Multi-Modal LLM Models

Kdeps enables seamless interaction with multi-modal LLM models such as llava and llama3.2-vision. For a comprehensive list of supported multi-modal LLM models, refer to the Ollama Vision models page.

Adding an LLM Model

Before using an LLM model, you need to include it in the workflow.pkl file. For example:

apl
models {
    "llama3.3"
    "llama3.2-vision"
}

Interacting with an LLM Model

To interact with a model, you'll need to provide a prompt and a file. Below is an example of an LLM Resource that utilizes the llama3.2-vision model with a file uploaded via the API:

apl
actionID = "llamaVision"
chat {
  model = "llama3.2-vision"
  prompt = "Describe this image"
  JSONResponse = true
  JSONResponseKeys = {
    "description_text"
    "style_text"
    "category_text"
  }
  files {
    "@(request.files()[0])" // Uses the first uploaded file
  }
}

Using Processed Image Data

Once the image is processed, you can leverage its output in your resources. For example:

apl
local jsonPath = "@(llm.file("llamaVision"))"
local JSONData = "@(read?("\(jsonPath)")?.text)"

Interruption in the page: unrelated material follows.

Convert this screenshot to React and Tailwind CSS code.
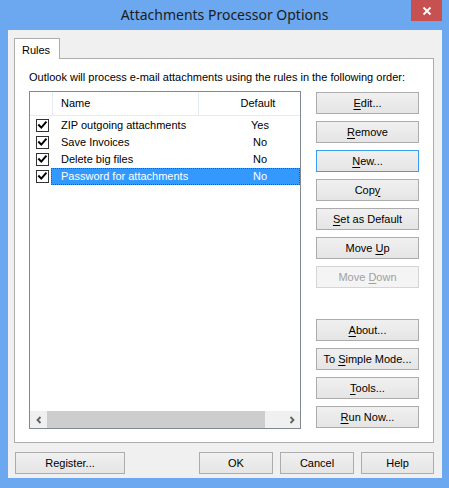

local imageDescription = "@(document.JSONParser(JSONData)?.description_text)"
local imageStyle = "@(document.JSONParser(JSONData)?.style_text)"
local imageCategory = "@(document.JSONParser(JSONData)?.category_text)"

This example demonstrates how to extract key details like description, style, and category from the processed image data for further use in your workflow.